■ **EXERCISE**:
What is the number of lines in the data holding the word "code"? Give that number by itself.

■ **RECORDS SUPPLIED**:
◆ ◆ ◆ ◆

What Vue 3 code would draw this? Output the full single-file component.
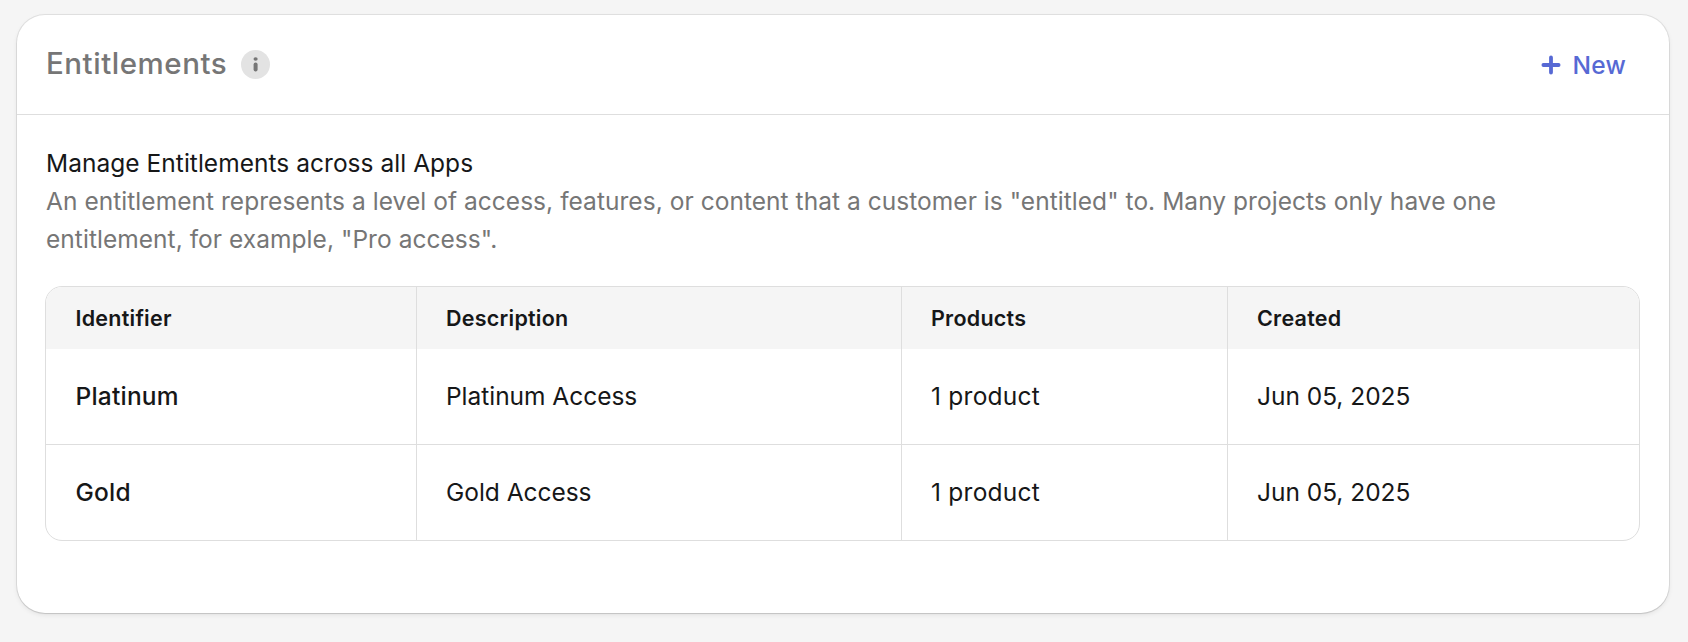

◆ ◆ ◆ ◆

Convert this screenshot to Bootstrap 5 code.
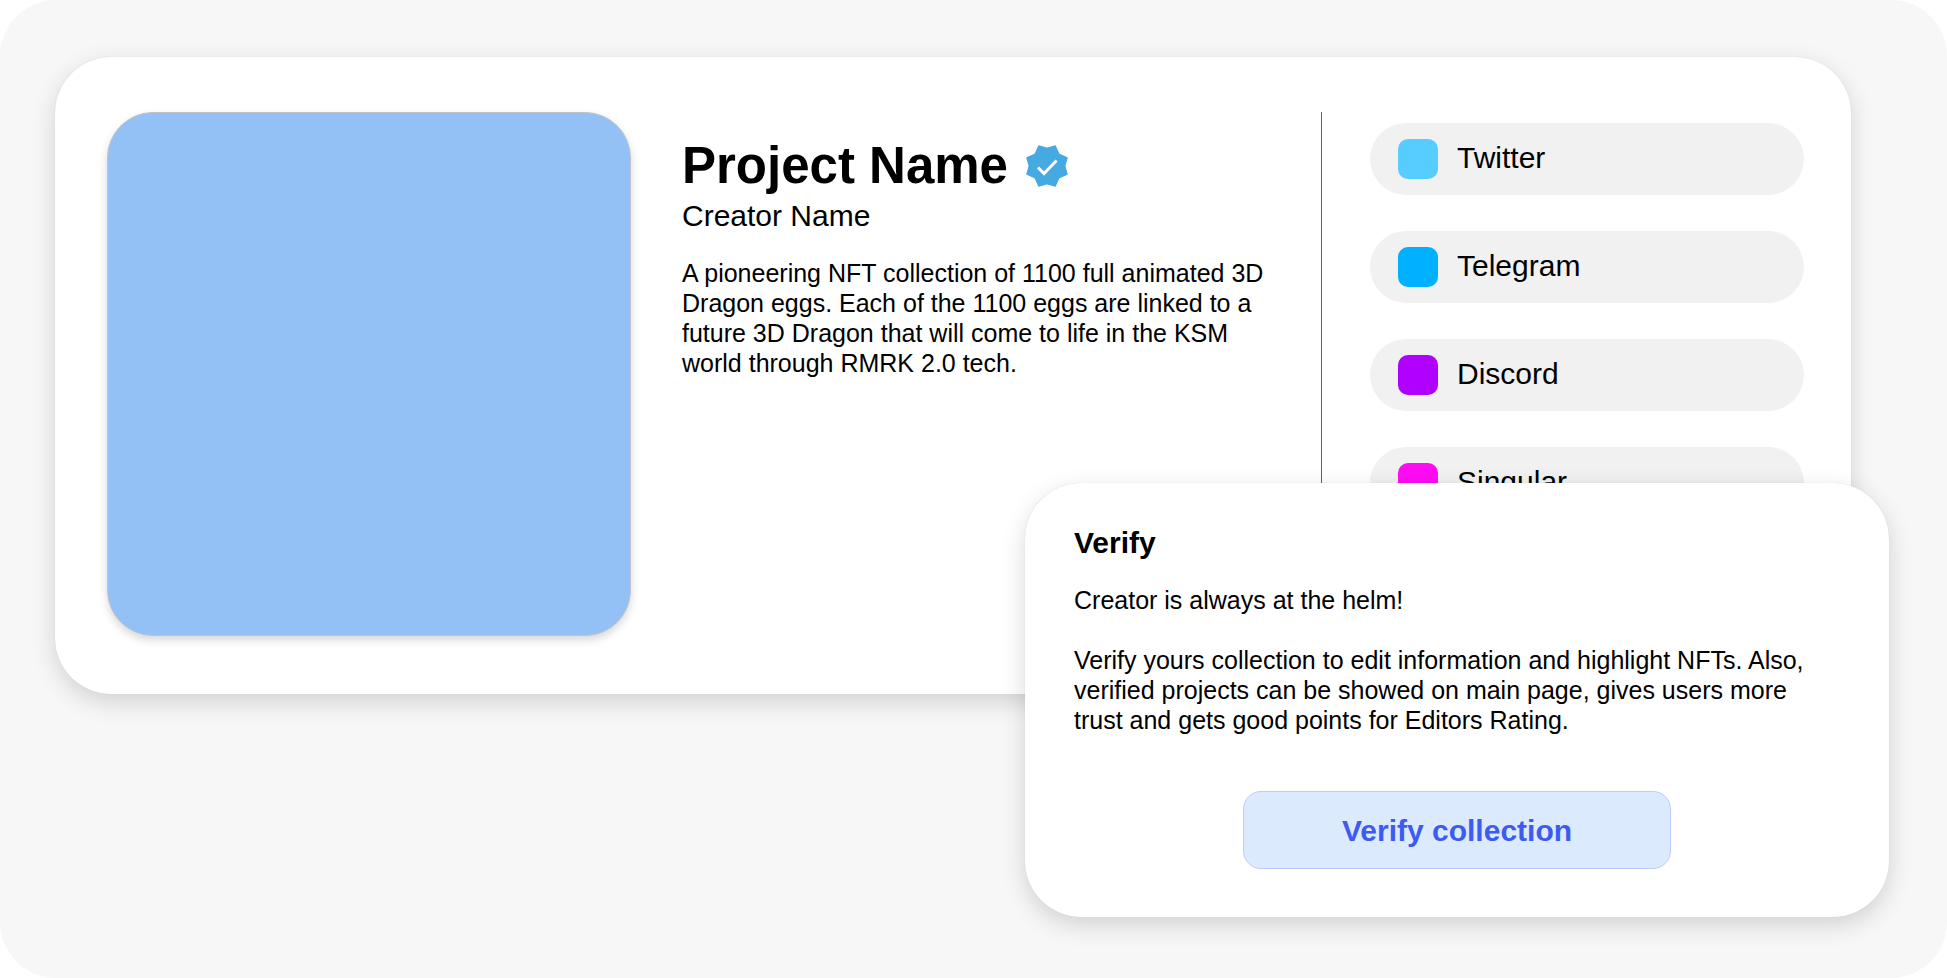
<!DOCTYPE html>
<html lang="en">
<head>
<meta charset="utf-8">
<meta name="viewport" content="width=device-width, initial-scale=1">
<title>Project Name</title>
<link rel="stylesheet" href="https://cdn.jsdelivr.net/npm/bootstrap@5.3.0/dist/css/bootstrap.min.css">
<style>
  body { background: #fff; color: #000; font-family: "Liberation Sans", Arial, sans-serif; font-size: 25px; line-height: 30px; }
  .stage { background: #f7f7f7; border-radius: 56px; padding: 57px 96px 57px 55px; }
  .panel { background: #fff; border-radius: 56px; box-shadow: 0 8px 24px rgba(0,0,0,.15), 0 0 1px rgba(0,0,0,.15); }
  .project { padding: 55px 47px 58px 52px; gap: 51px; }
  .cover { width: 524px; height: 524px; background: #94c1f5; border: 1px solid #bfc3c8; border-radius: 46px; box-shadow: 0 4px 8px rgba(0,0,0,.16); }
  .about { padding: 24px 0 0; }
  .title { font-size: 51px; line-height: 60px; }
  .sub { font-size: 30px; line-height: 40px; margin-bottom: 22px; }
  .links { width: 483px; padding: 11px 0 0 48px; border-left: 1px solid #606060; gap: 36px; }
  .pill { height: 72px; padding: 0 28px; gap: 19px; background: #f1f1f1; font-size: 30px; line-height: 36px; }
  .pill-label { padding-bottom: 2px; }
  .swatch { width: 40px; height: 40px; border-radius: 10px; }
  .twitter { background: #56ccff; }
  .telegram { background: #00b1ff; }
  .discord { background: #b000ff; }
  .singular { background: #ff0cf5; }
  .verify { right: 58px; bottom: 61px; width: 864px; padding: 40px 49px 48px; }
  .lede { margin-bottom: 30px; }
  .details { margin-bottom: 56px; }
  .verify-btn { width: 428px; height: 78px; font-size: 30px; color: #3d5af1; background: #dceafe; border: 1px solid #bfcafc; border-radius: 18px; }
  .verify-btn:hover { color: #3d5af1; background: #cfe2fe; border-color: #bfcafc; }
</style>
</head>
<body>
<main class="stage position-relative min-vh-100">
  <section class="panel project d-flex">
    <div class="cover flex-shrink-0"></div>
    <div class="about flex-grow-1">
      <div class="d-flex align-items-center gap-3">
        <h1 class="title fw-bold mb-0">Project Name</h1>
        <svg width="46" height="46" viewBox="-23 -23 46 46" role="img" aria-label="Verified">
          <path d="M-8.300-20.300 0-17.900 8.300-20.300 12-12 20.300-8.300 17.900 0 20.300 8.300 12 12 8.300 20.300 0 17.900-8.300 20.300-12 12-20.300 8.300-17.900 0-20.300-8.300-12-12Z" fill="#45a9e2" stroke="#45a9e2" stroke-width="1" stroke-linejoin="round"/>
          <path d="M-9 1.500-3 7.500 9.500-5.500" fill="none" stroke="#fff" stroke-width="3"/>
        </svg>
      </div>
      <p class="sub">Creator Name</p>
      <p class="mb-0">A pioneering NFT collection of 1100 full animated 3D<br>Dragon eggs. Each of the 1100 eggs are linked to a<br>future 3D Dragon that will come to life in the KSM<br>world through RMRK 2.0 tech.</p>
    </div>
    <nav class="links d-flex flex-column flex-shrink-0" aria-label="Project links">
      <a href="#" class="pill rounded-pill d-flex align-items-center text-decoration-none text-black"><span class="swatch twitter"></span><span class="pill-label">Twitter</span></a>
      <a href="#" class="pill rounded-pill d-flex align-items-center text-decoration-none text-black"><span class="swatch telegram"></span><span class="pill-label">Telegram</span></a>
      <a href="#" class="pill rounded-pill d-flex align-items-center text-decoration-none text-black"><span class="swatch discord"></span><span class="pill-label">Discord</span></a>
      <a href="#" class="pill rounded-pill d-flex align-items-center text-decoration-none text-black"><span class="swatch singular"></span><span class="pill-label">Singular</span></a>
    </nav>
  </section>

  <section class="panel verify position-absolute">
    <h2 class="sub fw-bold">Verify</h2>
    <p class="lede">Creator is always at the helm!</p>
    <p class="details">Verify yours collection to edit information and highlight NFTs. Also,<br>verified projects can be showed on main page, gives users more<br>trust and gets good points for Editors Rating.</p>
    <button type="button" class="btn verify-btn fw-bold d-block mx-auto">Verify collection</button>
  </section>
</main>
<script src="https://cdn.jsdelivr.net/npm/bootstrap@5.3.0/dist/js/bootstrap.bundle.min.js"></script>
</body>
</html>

◆ ◆ ◆ ◆

■ **OUTPUT BELOW**:
2